- **INFORMATION SHOWN**

···

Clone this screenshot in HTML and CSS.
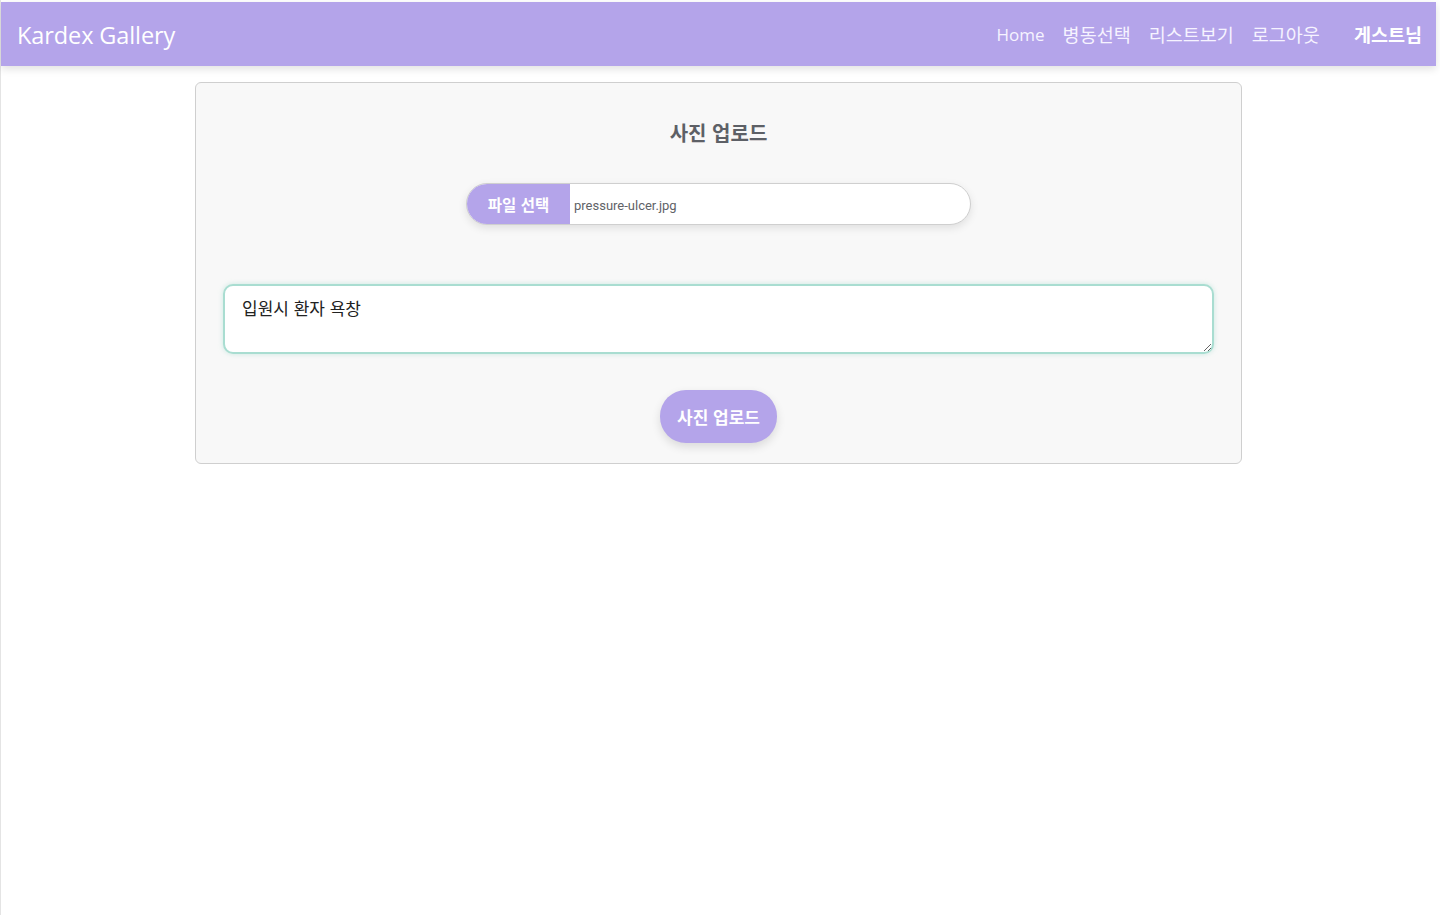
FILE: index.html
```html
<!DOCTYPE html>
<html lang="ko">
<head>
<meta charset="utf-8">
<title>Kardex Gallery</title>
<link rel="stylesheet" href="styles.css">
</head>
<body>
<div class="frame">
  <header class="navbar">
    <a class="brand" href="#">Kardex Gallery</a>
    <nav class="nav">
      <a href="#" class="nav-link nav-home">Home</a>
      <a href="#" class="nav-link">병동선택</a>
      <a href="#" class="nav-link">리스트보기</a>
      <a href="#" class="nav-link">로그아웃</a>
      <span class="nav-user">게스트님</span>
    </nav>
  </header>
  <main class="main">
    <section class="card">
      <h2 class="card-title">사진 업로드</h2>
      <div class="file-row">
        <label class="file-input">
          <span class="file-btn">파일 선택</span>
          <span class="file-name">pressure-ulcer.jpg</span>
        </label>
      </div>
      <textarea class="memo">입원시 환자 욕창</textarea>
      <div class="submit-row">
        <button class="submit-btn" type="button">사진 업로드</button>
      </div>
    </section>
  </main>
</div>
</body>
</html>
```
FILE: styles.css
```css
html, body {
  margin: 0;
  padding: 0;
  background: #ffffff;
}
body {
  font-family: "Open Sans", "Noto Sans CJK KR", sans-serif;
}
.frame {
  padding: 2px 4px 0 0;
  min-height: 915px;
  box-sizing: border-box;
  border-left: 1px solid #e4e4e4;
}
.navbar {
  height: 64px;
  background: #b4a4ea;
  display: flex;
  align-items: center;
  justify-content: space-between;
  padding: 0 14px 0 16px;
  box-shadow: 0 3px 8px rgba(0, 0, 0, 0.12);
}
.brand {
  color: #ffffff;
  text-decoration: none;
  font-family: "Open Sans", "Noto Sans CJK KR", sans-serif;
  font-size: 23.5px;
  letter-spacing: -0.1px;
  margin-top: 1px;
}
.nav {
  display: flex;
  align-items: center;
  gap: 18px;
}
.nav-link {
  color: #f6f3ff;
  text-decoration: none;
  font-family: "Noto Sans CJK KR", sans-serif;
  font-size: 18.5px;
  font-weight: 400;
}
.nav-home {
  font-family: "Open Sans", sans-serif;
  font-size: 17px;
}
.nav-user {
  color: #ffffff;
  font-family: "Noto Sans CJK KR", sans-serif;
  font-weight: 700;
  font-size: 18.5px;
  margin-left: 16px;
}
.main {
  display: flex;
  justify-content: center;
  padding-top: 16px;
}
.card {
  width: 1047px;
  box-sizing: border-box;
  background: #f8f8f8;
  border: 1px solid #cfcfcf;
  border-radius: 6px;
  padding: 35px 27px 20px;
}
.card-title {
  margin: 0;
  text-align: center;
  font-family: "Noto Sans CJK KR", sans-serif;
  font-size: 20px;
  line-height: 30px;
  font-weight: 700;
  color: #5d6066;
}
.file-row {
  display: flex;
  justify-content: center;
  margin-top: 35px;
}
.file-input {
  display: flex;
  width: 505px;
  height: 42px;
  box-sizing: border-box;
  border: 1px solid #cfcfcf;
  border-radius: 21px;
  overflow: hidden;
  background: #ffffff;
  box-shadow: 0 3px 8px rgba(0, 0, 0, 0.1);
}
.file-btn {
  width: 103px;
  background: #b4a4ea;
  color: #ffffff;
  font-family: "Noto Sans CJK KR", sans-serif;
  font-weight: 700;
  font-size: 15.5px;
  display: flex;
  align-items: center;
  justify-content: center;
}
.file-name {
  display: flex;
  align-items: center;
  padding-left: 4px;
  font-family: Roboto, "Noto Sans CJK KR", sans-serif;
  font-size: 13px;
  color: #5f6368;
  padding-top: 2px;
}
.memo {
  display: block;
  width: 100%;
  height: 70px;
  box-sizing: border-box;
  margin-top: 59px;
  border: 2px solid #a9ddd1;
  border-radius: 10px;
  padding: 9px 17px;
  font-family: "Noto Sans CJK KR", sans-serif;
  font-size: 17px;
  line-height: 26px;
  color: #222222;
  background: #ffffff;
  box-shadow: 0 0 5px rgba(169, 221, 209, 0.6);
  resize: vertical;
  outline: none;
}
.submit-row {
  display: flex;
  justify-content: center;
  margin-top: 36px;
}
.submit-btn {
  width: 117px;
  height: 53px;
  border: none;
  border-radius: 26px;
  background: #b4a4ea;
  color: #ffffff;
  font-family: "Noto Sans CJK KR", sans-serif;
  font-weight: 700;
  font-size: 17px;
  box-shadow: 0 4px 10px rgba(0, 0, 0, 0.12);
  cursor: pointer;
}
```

···

- **WHAT IS BEING ASKED**
Working from the lines above, reproduce the material exactly and exclude its pictures.

- **RESPONSE TO THE TASK**
Clone this screenshot in HTML and CSS.
FILE: index.html
```html
<!DOCTYPE html>
<html lang="ko">
<head>
<meta charset="utf-8">
<title>Kardex Gallery</title>
<link rel="stylesheet" href="styles.css">
</head>
<body>
<div class="frame">
  <header class="navbar">
    <a class="brand" href="#">Kardex Gallery</a>
    <nav class="nav">
      <a href="#" class="nav-link nav-home">Home</a>
      <a href="#" class="nav-link">병동선택</a>
      <a href="#" class="nav-link">리스트보기</a>
      <a href="#" class="nav-link">로그아웃</a>
      <span class="nav-user">게스트님</span>
    </nav>
  </header>
  <main class="main">
    <section class="card">
      <h2 class="card-title">사진 업로드</h2>
      <div class="file-row">
        <label class="file-input">
          <span class="file-btn">파일 선택</span>
          <span class="file-name">pressure-ulcer.jpg</span>
        </label>
      </div>
      <textarea class="memo">입원시 환자 욕창</textarea>
      <div class="submit-row">
        <button class="submit-btn" type="button">사진 업로드</button>
      </div>
    </section>
  </main>
</div>
</body>
</html>
```
FILE: styles.css
```css
html, body {
  margin: 0;
  padding: 0;
  background: #ffffff;
}
body {
  font-family: "Open Sans", "Noto Sans CJK KR", sans-serif;
}
.frame {
  padding: 2px 4px 0 0;
  min-height: 915px;
  box-sizing: border-box;
  border-left: 1px solid #e4e4e4;
}
.navbar {
  height: 64px;
  background: #b4a4ea;
  display: flex;
  align-items: center;
  justify-content: space-between;
  padding: 0 14px 0 16px;
  box-shadow: 0 3px 8px rgba(0, 0, 0, 0.12);
}
.brand {
  color: #ffffff;
  text-decoration: none;
  font-family: "Open Sans", "Noto Sans CJK KR", sans-serif;
  font-size: 23.5px;
  letter-spacing: -0.1px;
  margin-top: 1px;
}
.nav {
  display: flex;
  align-items: center;
  gap: 18px;
}
.nav-link {
  color: #f6f3ff;
  text-decoration: none;
  font-family: "Noto Sans CJK KR", sans-serif;
  font-size: 18.5px;
  font-weight: 400;
}
.nav-home {
  font-family: "Open Sans", sans-serif;
  font-size: 17px;
}
.nav-user {
  color: #ffffff;
  font-family: "Noto Sans CJK KR", sans-serif;
  font-weight: 700;
  font-size: 18.5px;
  margin-left: 16px;
}
.main {
  display: flex;
  justify-content: center;
  padding-top: 16px;
}
.card {
  width: 1047px;
  box-sizing: border-box;
  background: #f8f8f8;
  border: 1px solid #cfcfcf;
  border-radius: 6px;
  padding: 35px 27px 20px;
}
.card-title {
  margin: 0;
  text-align: center;
  font-family: "Noto Sans CJK KR", sans-serif;
  font-size: 20px;
  line-height: 30px;
  font-weight: 700;
  color: #5d6066;
}
.file-row {
  display: flex;
  justify-content: center;
  margin-top: 35px;
}
.file-input {
  display: flex;
  width: 505px;
  height: 42px;
  box-sizing: border-box;
  border: 1px solid #cfcfcf;
  border-radius: 21px;
  overflow: hidden;
  background: #ffffff;
  box-shadow: 0 3px 8px rgba(0, 0, 0, 0.1);
}
.file-btn {
  width: 103px;
  background: #b4a4ea;
  color: #ffffff;
  font-family: "Noto Sans CJK KR", sans-serif;
  font-weight: 700;
  font-size: 15.5px;
  display: flex;
  align-items: center;
  justify-content: center;
}
.file-name {
  display: flex;
  align-items: center;
  padding-left: 4px;
  font-family: Roboto, "Noto Sans CJK KR", sans-serif;
  font-size: 13px;
  color: #5f6368;
  padding-top: 2px;
}
.memo {
  display: block;
  width: 100%;
  height: 70px;
  box-sizing: border-box;
  margin-top: 59px;
  border: 2px solid #a9ddd1;
  border-radius: 10px;
  padding: 9px 17px;
  font-family: "Noto Sans CJK KR", sans-serif;
  font-size: 17px;
  line-height: 26px;
  color: #222222;
  background: #ffffff;
  box-shadow: 0 0 5px rgba(169, 221, 209, 0.6);
  resize: vertical;
  outline: none;
}
.submit-row {
  display: flex;
  justify-content: center;
  margin-top: 36px;
}
.submit-btn {
  width: 117px;
  height: 53px;
  border: none;
  border-radius: 26px;
  background: #b4a4ea;
  color: #ffffff;
  font-family: "Noto Sans CJK KR", sans-serif;
  font-weight: 700;
  font-size: 17px;
  box-shadow: 0 4px 10px rgba(0, 0, 0, 0.12);
  cursor: pointer;
}
```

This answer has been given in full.